* EXERCISE OBJECTIVE:
Word for word, quote all of the material, omitting the pictures.

* DATA:
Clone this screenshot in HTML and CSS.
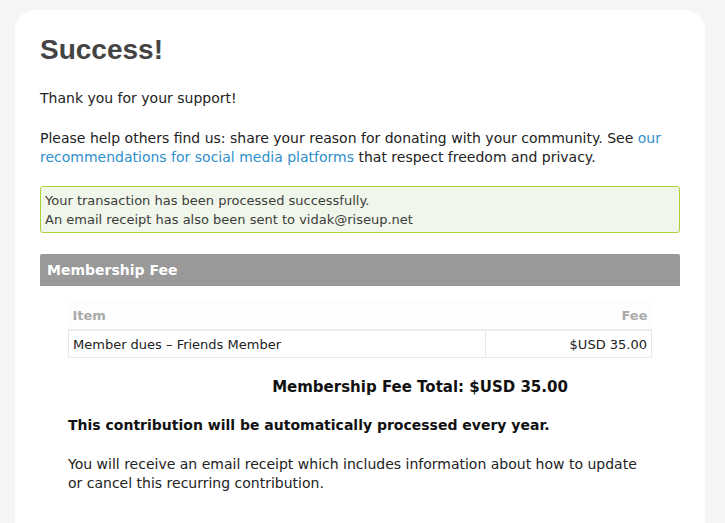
FILE: index.html
```html
<!DOCTYPE html>
<html>
<head>
<meta charset="utf-8">
<link rel="stylesheet" href="styles.css">
</head>
<body>
<div class="card">
  <h1 class="title">Success!</h1>
  <p class="text">Thank you for your support!</p>
  <p class="text share">Please help others find us: share your reason for donating with your community. See <a class="link" href="#">our recommendations for social media platforms</a> that respect freedom and privacy.</p>
  <div class="alert">
    <div>Your transaction has been processed successfully.</div>
    <div>An email receipt has also been sent to vidak@riseup.net</div>
  </div>
  <div class="section-bar">Membership Fee</div>
  <div class="section-body">
    <table class="fees">
      <thead>
        <tr><th class="col-item">Item</th><th class="col-fee">Fee</th></tr>
      </thead>
      <tbody>
        <tr><td class="col-item">Member dues – Friends Member</td><td class="col-fee">$USD 35.00</td></tr>
      </tbody>
    </table>
    <div class="total">Membership Fee Total: $USD 35.00</div>
    <p class="recurring">This contribution will be automatically processed every year.</p>
    <p class="text last">You will receive an email receipt which includes information about how to update or cancel this recurring contribution.</p>
  </div>
</div>
</body>
</html>
```
FILE: styles.css
```css
html, body {
  margin: 0;
  padding: 0;
  background: #f5f5f5;
}
body {
  padding: 10px 20px 0 15px;
  font-family: "DejaVu Sans", sans-serif;
  font-size: 14px;
  line-height: 19px;
  color: #222;
  overflow: hidden;
  height: 523px;
  box-sizing: border-box;
}
.card {
  background: #fff;
  border-radius: 20px 20px 0 0;
  padding: 23px 25px 20px 25px;
  height: 100%;
  box-sizing: border-box;
}
.title {
  font-family: "Liberation Sans", Arial, sans-serif;
  font-size: 28px;
  line-height: 34px;
  font-weight: bold;
  color: #444;
  margin: 0 0 22px 0;
}
.text {
  margin: 0 0 21px 0;
}
.text.share {
  margin-bottom: 19px;
}
.text.last {
  margin: 0;
}
.link {
  color: #2f8fcc;
  text-decoration: none;
}
.alert {
  border: 1px solid #a9d234;
  background: #f0f6ea;
  border-radius: 3px;
  padding: 4px 4px 3px 4px;
  font-size: 13px;
  line-height: 19px;
  color: #3c3c3c;
  margin: 0 0 21px 0;
}
.section-bar {
  background: #999;
  color: #fff;
  font-weight: bold;
  font-size: 14px;
  line-height: 32px;
  padding: 0 7px;
  border-radius: 2px 2px 0 0;
}
.section-body {
  padding: 15px 28px 0 28px;
}
.fees {
  width: 100%;
  border-collapse: collapse;
  font-size: 13px;
}
.fees th {
  background: #fdfdfd;
  color: #aaa;
  font-weight: bold;
  height: 28px;
  padding: 0 4px;
  border-bottom: 2px solid #eee;
}
.fees td {
  border: 1px solid #e8e8e8;
  height: 26px;
  padding: 0 4px;
  color: #222;
}
.col-item { text-align: left; }
.col-fee { text-align: right; width: 157px; }
.total {
  padding-left: 120px;
  text-align: center;
  font-weight: bold;
  font-size: 15px;
  line-height: 22px;
  margin: 18px 0 18px 0;
  color: #111;
}
.recurring {
  font-weight: bold;
  margin: 0 0 20px 0;
  color: #111;
}
```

* COMPLETED EXERCISE:
Clone this screenshot in HTML and CSS.
FILE: index.html
```html
<!DOCTYPE html>
<html>
<head>
<meta charset="utf-8">
<link rel="stylesheet" href="styles.css">
</head>
<body>
<div class="card">
  <h1 class="title">Success!</h1>
  <p class="text">Thank you for your support!</p>
  <p class="text share">Please help others find us: share your reason for donating with your community. See <a class="link" href="#">our recommendations for social media platforms</a> that respect freedom and privacy.</p>
  <div class="alert">
    <div>Your transaction has been processed successfully.</div>
    <div>An email receipt has also been sent to vidak@riseup.net</div>
  </div>
  <div class="section-bar">Membership Fee</div>
  <div class="section-body">
    <table class="fees">
      <thead>
        <tr><th class="col-item">Item</th><th class="col-fee">Fee</th></tr>
      </thead>
      <tbody>
        <tr><td class="col-item">Member dues – Friends Member</td><td class="col-fee">$USD 35.00</td></tr>
      </tbody>
    </table>
    <div class="total">Membership Fee Total: $USD 35.00</div>
    <p class="recurring">This contribution will be automatically processed every year.</p>
    <p class="text last">You will receive an email receipt which includes information about how to update or cancel this recurring contribution.</p>
  </div>
</div>
</body>
</html>
```
FILE: styles.css
```css
html, body {
  margin: 0;
  padding: 0;
  background: #f5f5f5;
}
body {
  padding: 10px 20px 0 15px;
  font-family: "DejaVu Sans", sans-serif;
  font-size: 14px;
  line-height: 19px;
  color: #222;
  overflow: hidden;
  height: 523px;
  box-sizing: border-box;
}
.card {
  background: #fff;
  border-radius: 20px 20px 0 0;
  padding: 23px 25px 20px 25px;
  height: 100%;
  box-sizing: border-box;
}
.title {
  font-family: "Liberation Sans", Arial, sans-serif;
  font-size: 28px;
  line-height: 34px;
  font-weight: bold;
  color: #444;
  margin: 0 0 22px 0;
}
.text {
  margin: 0 0 21px 0;
}
.text.share {
  margin-bottom: 19px;
}
.text.last {
  margin: 0;
}
.link {
  color: #2f8fcc;
  text-decoration: none;
}
.alert {
  border: 1px solid #a9d234;
  background: #f0f6ea;
  border-radius: 3px;
  padding: 4px 4px 3px 4px;
  font-size: 13px;
  line-height: 19px;
  color: #3c3c3c;
  margin: 0 0 21px 0;
}
.section-bar {
  background: #999;
  color: #fff;
  font-weight: bold;
  font-size: 14px;
  line-height: 32px;
  padding: 0 7px;
  border-radius: 2px 2px 0 0;
}
.section-body {
  padding: 15px 28px 0 28px;
}
.fees {
  width: 100%;
  border-collapse: collapse;
  font-size: 13px;
}
.fees th {
  background: #fdfdfd;
  color: #aaa;
  font-weight: bold;
  height: 28px;
  padding: 0 4px;
  border-bottom: 2px solid #eee;
}
.fees td {
  border: 1px solid #e8e8e8;
  height: 26px;
  padding: 0 4px;
  color: #222;
}
.col-item { text-align: left; }
.col-fee { text-align: right; width: 157px; }
.total {
  padding-left: 120px;
  text-align: center;
  font-weight: bold;
  font-size: 15px;
  line-height: 22px;
  margin: 18px 0 18px 0;
  color: #111;
}
.recurring {
  font-weight: bold;
  margin: 0 0 20px 0;
  color: #111;
}
```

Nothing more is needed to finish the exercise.